Platinum group metals have see a rise in the past few weeks in tandem with car sales
data, as the metals are used in exhaust catalysts.
Warren Buffett’s General
Re-New England Asset Management has warned that until central bank monetary
policies around the world change “there will be a tendency to higher
gold prices.”
General Re-New England Asset
Management, a unit of Warren Buffett’s Berkshire Hathaway Inc., said
gold may advance as businesses temper spending and central- bank stimulus
measures fall short.
Gold’s climb last year
to more than $1,900 an ounce was fuelled by the expectation that government
spending cuts in Europe would reduce demand for goods and services, GR-NEAM
Chief Investment Officer John Gilbert wrote in a newsletter posted on the
unit’s website today, as reported by Bloomberg.
“There is growing
evidence that the rising price of gold is a statement about the discouraging
prospects for returns on productive investments,” Gilbert said.
“We hope that this
analysis is wrong. We fear that it is not.”
Gold vs Berkshire, from 1997 –
(Bloomberg)
Buffett, 82, has said
productive assets like farms and companies will outperform gold over the long
term.
Gold retains some of its
appeal to investors even as central banks around the world implement policies
to spur investment, Gilbert said.
“Businesses express
caution by not making the investments necessary to improve
productivity,” Gilbert wrote. It’s not “clear that activist
central banks can repeal gravity by encouraging investors to take risk
anyway. There will be a tendency to higher gold prices until that changes.”
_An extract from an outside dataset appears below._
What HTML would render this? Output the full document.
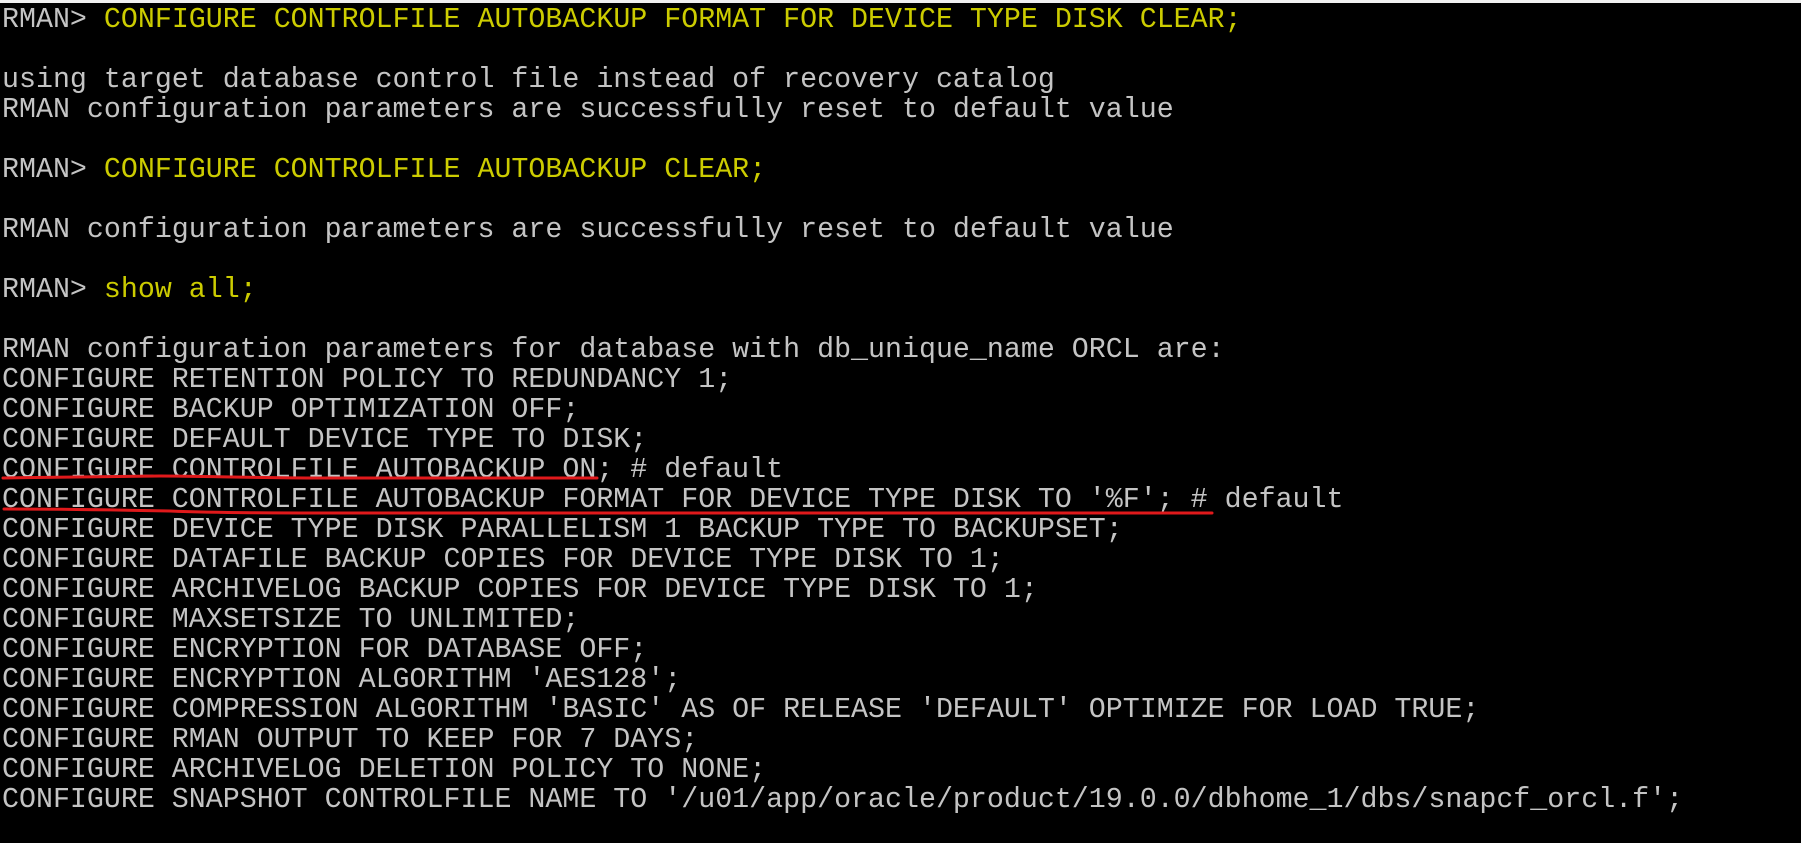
<!DOCTYPE html>
<html><head><meta charset="utf-8"><style>
html,body{margin:0;padding:0;}
body{width:1801px;height:843px;background:#000;position:relative;overflow:hidden;}
.top{position:absolute;left:0;top:0;width:1801px;height:3px;background:#f0f0f0;}
pre{position:absolute;left:2px;top:5px;margin:0;font-family:"Liberation Mono",monospace;font-size:28.3px;line-height:30px;color:#c4c4c4;white-space:pre;}
.y{color:#cccc00;}
svg{position:absolute;left:0;top:0;}
</style></head><body>
<div class="top"></div>
<pre>RMAN&gt; <span class="y">CONFIGURE CONTROLFILE AUTOBACKUP FORMAT FOR DEVICE TYPE DISK CLEAR;</span>

using target database control file instead of recovery catalog
RMAN configuration parameters are successfully reset to default value

RMAN&gt; <span class="y">CONFIGURE CONTROLFILE AUTOBACKUP CLEAR;</span>

RMAN configuration parameters are successfully reset to default value

RMAN&gt; <span class="y">show all;</span>

RMAN configuration parameters for database with db_unique_name ORCL are:
CONFIGURE RETENTION POLICY TO REDUNDANCY 1;
CONFIGURE BACKUP OPTIMIZATION OFF;
CONFIGURE DEFAULT DEVICE TYPE TO DISK;
CONFIGURE CONTROLFILE AUTOBACKUP ON; # default
CONFIGURE CONTROLFILE AUTOBACKUP FORMAT FOR DEVICE TYPE DISK TO '%F'; # default
CONFIGURE DEVICE TYPE DISK PARALLELISM 1 BACKUP TYPE TO BACKUPSET;
CONFIGURE DATAFILE BACKUP COPIES FOR DEVICE TYPE DISK TO 1;
CONFIGURE ARCHIVELOG BACKUP COPIES FOR DEVICE TYPE DISK TO 1;
CONFIGURE MAXSETSIZE TO UNLIMITED;
CONFIGURE ENCRYPTION FOR DATABASE OFF;
CONFIGURE ENCRYPTION ALGORITHM 'AES128';
CONFIGURE COMPRESSION ALGORITHM 'BASIC' AS OF RELEASE 'DEFAULT' OPTIMIZE FOR LOAD TRUE;
CONFIGURE RMAN OUTPUT TO KEEP FOR 7 DAYS;
CONFIGURE ARCHIVELOG DELETION POLICY TO NONE;
CONFIGURE SNAPSHOT CONTROLFILE NAME TO '/u01/app/oracle/product/19.0.0/dbhome_1/dbs/snapcf_orcl.f';</pre>
<svg width="1801" height="843" viewBox="0 0 1801 843">
<path d="M3 478 C60 477 120 477 160 476 C200 476 260 478 320 478 L597 478" stroke="#e0191b" stroke-width="3" fill="none" stroke-linecap="round"/>
<path d="M4 509 C60 509 120 510 170 511 C220 513 280 513 340 513 L1212 513" stroke="#e0191b" stroke-width="3" fill="none" stroke-linecap="round"/>
</svg>
</body></html>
GR-NEAM had $64.4 billion in
unaffiliated assets under management as of Sept. 30. The investment adviser
primarily serves insurers.
The European Central Bank
has provided the region’s banks with cheap three-year loans and committed
to buy the bonds of distressed nations as long as they fix their budgets and
reform their economies. The Federal Reserve has kept borrowing costs near
zero and expanded its balance sheet to help stimulate the U.S. economy, the
world’s largest.
Buffett said in a February
letter to Berkshire shareholders that investors should avoid gold, because
its uses are limited and it doesn’t have the potential of farmland or
companies to produce new wealth. Achieving a long-term gain on the metal
requires an “expanding pool of buyers” who believe
the group will increase further, he said.
“What motivates most
gold purchasers is their belief that the ranks of the fearful will
grow,” he wrote. “During the past decade that belief has proved
correct. Beyond that, the rising price has on its own generated additional
buying enthusiasm, attracting purchasers who see the rise as validating an
investment thesis. As ‘bandwagon’ investors join any party, they
create their own truth -- for a while.”
Buffett and his partner
Charlie Munger’s lack of appreciation of gold
as financial insurance and bias against gold either shows a significant and
potentially costly blind spot. Alternatively, there is an element of
“talking their own book” as Berkshire is obviously very exposed
to the U.S. dollar, U.S. equities and U.S. banks and the pair may realise the threat that gold poses to their lack of
diversification.
The performance of Berkshire
Hathaway versus gold since 1996 and since the outset of the financial crisis
five years ago (see charts) shows gold’s importance as a hedging
instrument and a safe haven in a portfolio.
Buffett deserves the title
‘Sage of Omaha’ and is to be respected but his failure to
appreciate gold’s importance as a diversification in a portfolio and
his repeated negativity towards gold, in contrast to his father Howard
Buffett, will not be judged kindly in financial history.
Gold vs Berkshire, from 2007 –
(Bloomberg)
It is never too late to do
the right thing and to ensure his legacy Buffett should acknowledge gold has
intrinsic value, has utility as money, as monetary asset, a finite currency
and as financial insurance in a portfolio.
By acknowledging the truth
he will regain much respect, help protect many investors and he may even
manage to protect and grow his own and his shareholders wealth.